Skeptisme kedua lembaga juga harus jelas. Walaupun LPEI dilindungi UU, namun lebih logis fokus ke pembiayaan modal kerja dan jasa konsultasi. Sedangkan fungsi ASEI sebagai penjaminan dan asuransi. Paling tidak, keduanya dapat berkerjasama dalam bentuk koasuransi untuk memperbesar market share.
Saat ini, market share asuransi ekspor global dikuasai oleh Allianz Trade (36%), Atradius (31%) dan Coface (20%). Kolaborasi ini diharapkan juga mendongkrak market share di domestik dan kawasan ASEAN.
Ketiga, peningkatan literasi dan inklusi asuransi ekspor.
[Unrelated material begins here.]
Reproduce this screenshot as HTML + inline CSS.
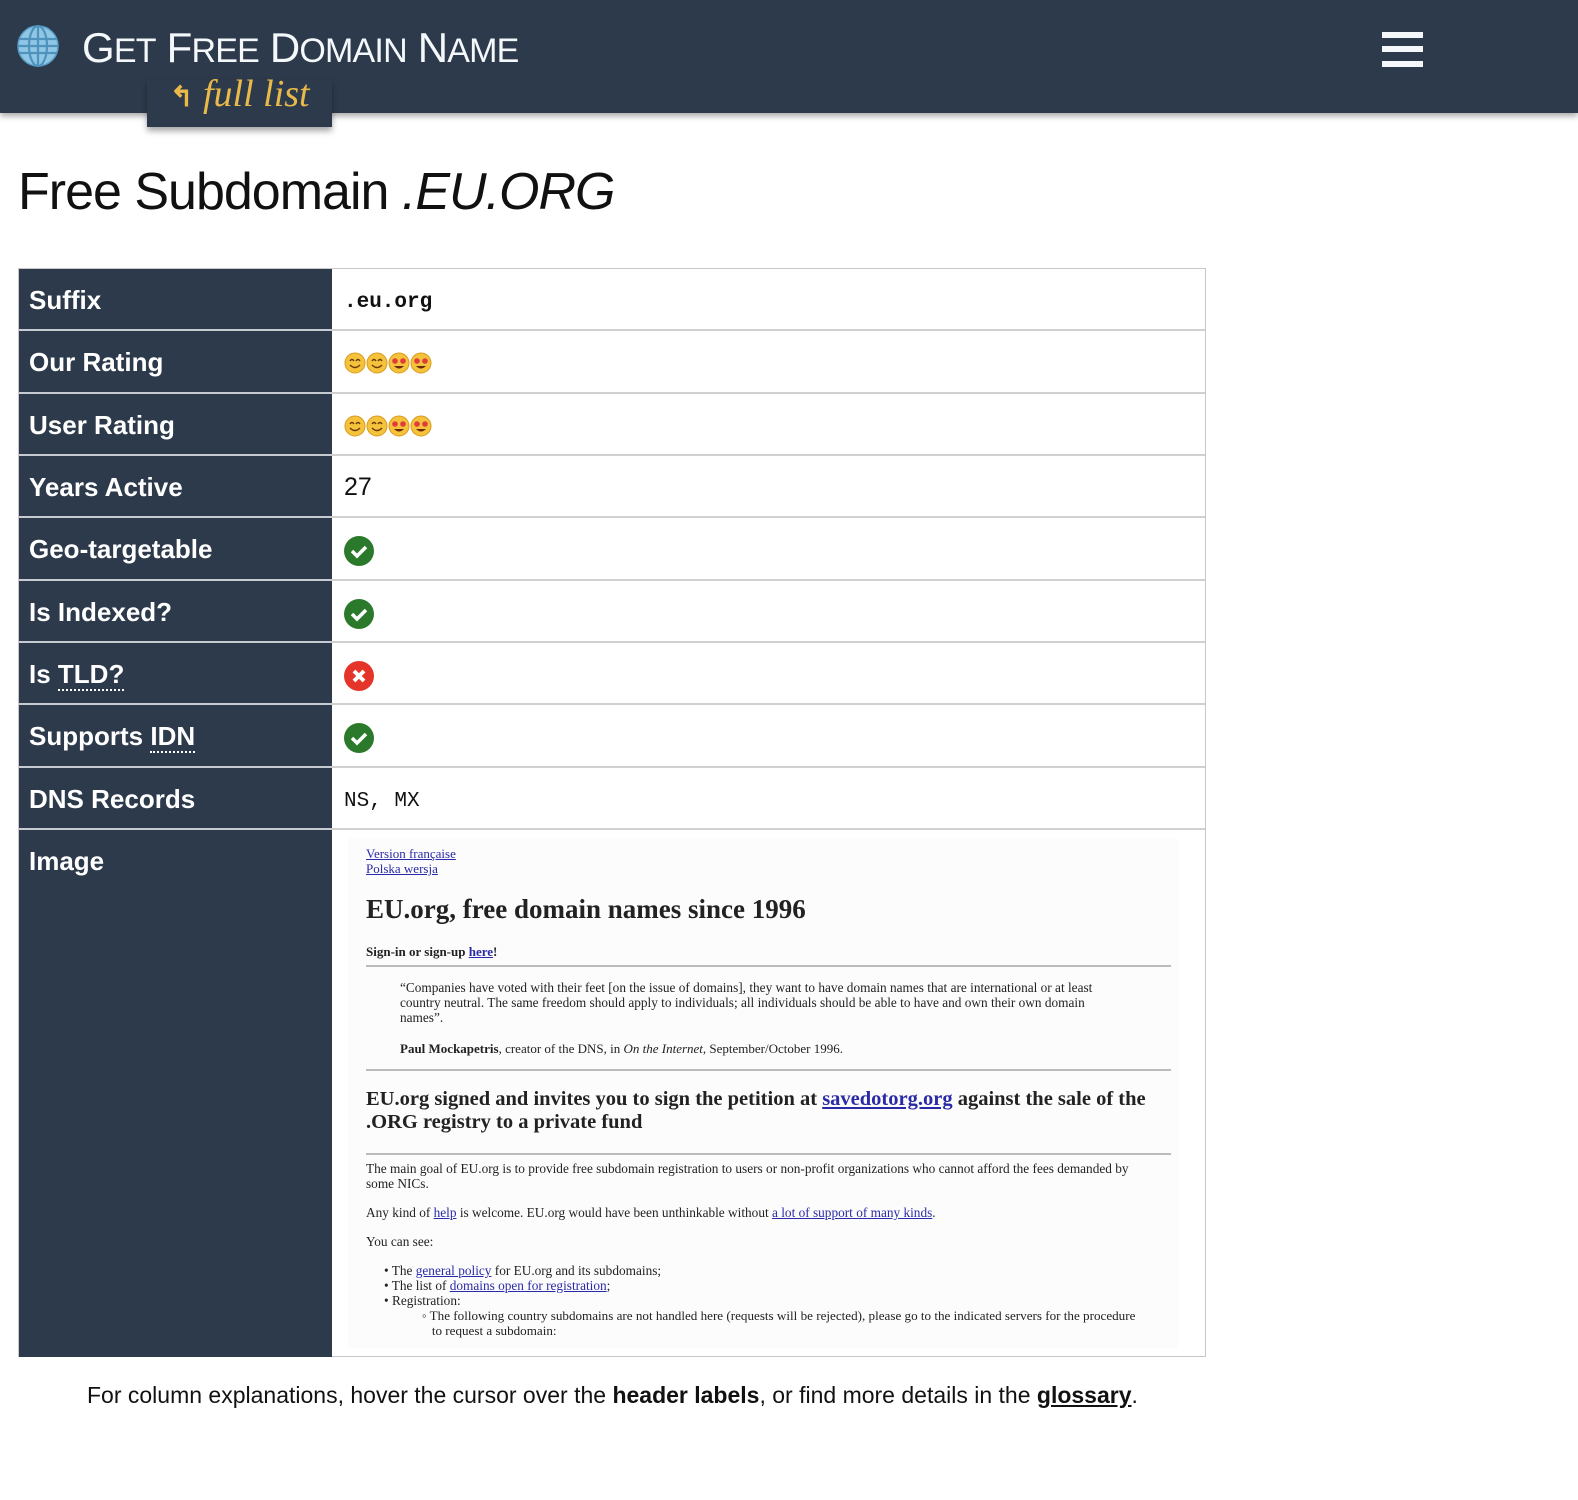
<!DOCTYPE html>
<html><head><meta charset="utf-8"><style>
*{margin:0;padding:0;box-sizing:border-box}
body{width:1578px;height:1500px;background:#fff;font-family:"Liberation Sans",sans-serif;position:relative;overflow:hidden;color:#111}
.hdr{position:absolute;left:0;top:0;width:1578px;height:113px;background:#2d3a4b;box-shadow:0 3px 6px rgba(0,0,0,.35)}
.tab{position:absolute;left:147px;top:80px;width:185px;height:47px;background:#2d3a4b;box-shadow:0 4px 6px rgba(0,0,0,.35)}
.title{position:absolute;left:82px;top:24px;color:#f4f8fb;font-size:42px;letter-spacing:-0.8px;white-space:nowrap}
.title small{font-size:34px}
.full{position:absolute;left:170px;top:72px;color:#e9b94a;font-family:"Liberation Serif",serif;font-style:italic;font-size:38px;white-space:nowrap}
.ham{position:absolute;left:1382px;width:41px;height:6px;background:#f4f8fb}
h1{position:absolute;left:18px;top:162px;font-weight:normal;font-size:52px;letter-spacing:-1px;white-space:nowrap}
.tbl{position:absolute;left:18px;top:268px;width:1188px;height:1089px;border:1px solid #c8c8c8;background:#fff}
.lab{position:absolute;left:0;width:313px;background:#2d3a4b;color:#fff;font-weight:bold;font-size:26px;padding-left:10px;border-bottom:2px solid #c6cbd1}
.val{position:absolute;left:313px;right:0;border-bottom:2px solid #d0d0d0;font-size:25px;padding-left:12px}
.mono{font-family:"Liberation Mono",monospace;font-size:21px}
.dot{border-bottom:2px dotted #fff}
.ss{position:absolute;left:348px;top:838px;width:830px;height:510px;background:#fcfcfc;font-family:"Liberation Serif",serif;color:#222;overflow:hidden}
.ss a{color:#2a2aa8;text-decoration:underline}
.ss p{position:absolute;left:18px;white-space:nowrap}
.ss hr{position:absolute;left:18px;width:805px;border:0;border-top:2px solid #bbb}
.foot{position:absolute;left:87px;top:1382px;font-size:23px;color:#111;white-space:nowrap}
</style></head><body>
<div class="hdr"></div>
<div class="tab"></div>
<svg style="position:absolute;left:17px;top:25px" width="42" height="42" viewBox="0 0 42 42">
<circle cx="21" cy="21" r="20" fill="#8fc6e6" stroke="#5aa0c8" stroke-width="1.5"/>
<g stroke="#4f93bd" stroke-width="2.2" fill="none">
<ellipse cx="21" cy="21" rx="9" ry="20"/><line x1="21" y1="1" x2="21" y2="41"/>
<line x1="2" y1="14" x2="40" y2="14"/><line x1="1" y1="21" x2="41" y2="21"/><line x1="2" y1="28" x2="40" y2="28"/></g>
</svg>
<div class="title">G<small>ET</small> F<small>REE</small> D<small>OMAIN</small> N<small>AME</small></div>
<div class="full"><span style="font-style:normal;font-family:'Liberation Sans';font-size:28px;font-weight:bold">↰</span> full list</div>
<div class="ham" style="top:32px"></div><div class="ham" style="top:46px"></div><div class="ham" style="top:61px"></div>
<h1>Free Subdomain <i>.EU.ORG</i></h1>
<div class="tbl">
<div class="lab" style="top:0;height:62px;line-height:62px">Suffix</div><div class="val mono" style="top:0;height:62px;line-height:68px;font-weight:bold">.eu.org</div>
<div class="lab" style="top:62px;height:63px;line-height:63px">Our Rating</div><div class="val" style="top:62px;height:63px"><svg style="margin-top:21px" width="90" height="22"><g id="s"><circle cx="11" cy="11" r="10" fill="#f5c33b" stroke="#d99a1e"/><path d="M6 9q2-3 4 0M12 9q2-3 4 0M6 13q5 5 10 0" stroke="#6b3b0c" stroke-width="1.4" fill="none"/></g><use href="#s" x="22"/><g id="h" transform="translate(44 0)"><circle cx="11" cy="11" r="10" fill="#f5c33b" stroke="#d99a1e"/><circle cx="7" cy="9" r="2.8" fill="#e23b3b"/><circle cx="15" cy="9" r="2.8" fill="#e23b3b"/><path d="M6 14q5 5 10 0z" fill="#6b2a0c"/></g><use href="#h" x="22"/></svg></div>
<div class="lab" style="top:125px;height:62px;line-height:62px">User Rating</div><div class="val" style="top:125px;height:62px"><svg style="margin-top:21px" width="90" height="22"><use href="#s"/><use href="#s" x="22"/><use href="#h"/><use href="#h" x="22"/></svg></div>
<div class="lab" style="top:187px;height:62px;line-height:62px">Years Active</div><div class="val" style="top:187px;height:62px;line-height:62px">27</div>
<div class="lab" style="top:249px;height:63px;line-height:63px">Geo-targetable</div><div class="val" style="top:249px;height:63px"><svg style="margin-top:18px" width="32" height="32"><g id="c"><circle cx="15" cy="15" r="15" fill="#2b7a2b"/><path d="M8 15l5 5 9-9" stroke="#fff" stroke-width="3.5" fill="none"/></g></svg></div>
<div class="lab" style="top:312px;height:62px;line-height:62px">Is Indexed?</div><div class="val" style="top:312px;height:62px"><svg style="margin-top:18px" width="32" height="32"><use href="#c"/></svg></div>
<div class="lab" style="top:374px;height:62px;line-height:62px">Is <span class="dot">TLD?</span></div><div class="val" style="top:374px;height:62px"><svg style="margin-top:18px" width="32" height="32"><circle cx="15" cy="15" r="15" fill="#e5352a"/><path d="M10 10l10 10M20 10l-10 10" stroke="#fff" stroke-width="4"/></svg></div>
<div class="lab" style="top:436px;height:63px;line-height:63px">Supports <span class="dot">IDN</span></div><div class="val" style="top:436px;height:63px"><svg style="margin-top:18px" width="32" height="32"><use href="#c"/></svg></div>
<div class="lab" style="top:499px;height:62px;line-height:62px">DNS Records</div><div class="val mono" style="top:499px;height:62px;line-height:68px">NS, MX</div>
<div class="lab" style="top:561px;height:527px;line-height:62px;border:0">Image</div>
</div>
<div class="ss">
<p style="top:8px;font-size:13px;line-height:15px"><a>Version française</a><br><a>Polska wersja</a></p>
<p style="top:56px;font-size:27px;font-weight:bold">EU.org, free domain names since 1996</p>
<p style="top:106px;font-size:13px;font-weight:bold">Sign-in or sign-up <a>here</a>!</p>
<hr style="top:127px">
<p style="top:142px;left:52px;font-size:13.3px;line-height:15px">“Companies have voted with their feet [on the issue of domains], they want to have domain names that are international or at least<br>country neutral. The same freedom should apply to individuals; all individuals should be able to have and own their own domain<br>names”.</p>
<p style="top:203px;left:52px;font-size:13px"><b>Paul Mockapetris</b>, creator of the DNS, in <i>On the Internet</i>, September/October 1996.</p>
<hr style="top:231px">
<p style="top:250px;font-size:20.5px;font-weight:bold;line-height:23px">EU.org signed and invites you to sign the petition at <a>savedotorg.org</a> against the sale of the<br>.ORG registry to a private fund</p>
<hr style="top:315px">
<p style="top:323px;font-size:13.3px;line-height:15px">The main goal of EU.org is to provide free subdomain registration to users or non-profit organizations who cannot afford the fees demanded by<br>some NICs.</p>
<p style="top:367px;font-size:13.3px">Any kind of <a>help</a> is welcome. EU.org would have been unthinkable without <a>a lot of support of many kinds</a>.</p>
<p style="top:396px;font-size:13.3px">You can see:</p>
<p style="top:425px;left:36px;font-size:13.3px;line-height:15px">• The <a>general policy</a> for EU.org and its subdomains;<br>• The list of <a>domains open for registration</a>;<br>• Registration:</p>
<p style="top:470px;left:74px;font-size:13.1px;line-height:15px">◦ The following country subdomains are not handled here (requests will be rejected), please go to the indicated servers for the procedure<br>&nbsp;&nbsp;&nbsp;to request a subdomain:</p>
</div>
<div class="foot">For column explanations, hover the cursor over the <b>header labels</b>, or find more details in the <b><u>glossary</u></b>.</div>
</body></html>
Menurut Kemenkop UKM dan observasi Young Indonesia Insurance Profesional (YIIPS), dari 12.234 eksportir UMKM berbentuk perusahaan di tahun 2020, tidak lebih dari 10% yang mengikuti asuransi ekspor karena berbagai alasan.
Dapat disimpulkan, bahwa masih sedikit sekali UMKM yang mengetahui dan peduli terhadap keamanan transaksi keuangan pada penyelenggaraan ekspor. Ini selaras dengan perolehan tingkat literasi masyarakat terhadap asuransi masih sebesar 31.72% dan tingkat inklusi sebesar 16.63% (SNLIK-OJK, 2022).
Strategi pentahelix harus diusung untuk peningkatan literasi dan inklusi. Selama ini yang terli bat penuh hanya pemerintah, pelaku bisnis dan komunitas ekspor, diperlukan juga dari para akademisi dalam memperbanyak penelitian dan media untuk memberikan informasi serta sosialisasi.
Dengan berbagai upaya ini, tingkat kepercayaan pelaku UMKM akan kuat dan siap ekspansi global. Selain itu, tujuan pemerintah dalam meningkatkan peran UMKM dalam ekspor nasional hingga 21,6% di tahun 2024, bukan pepesan kosong jika di implementasikan dengan baik.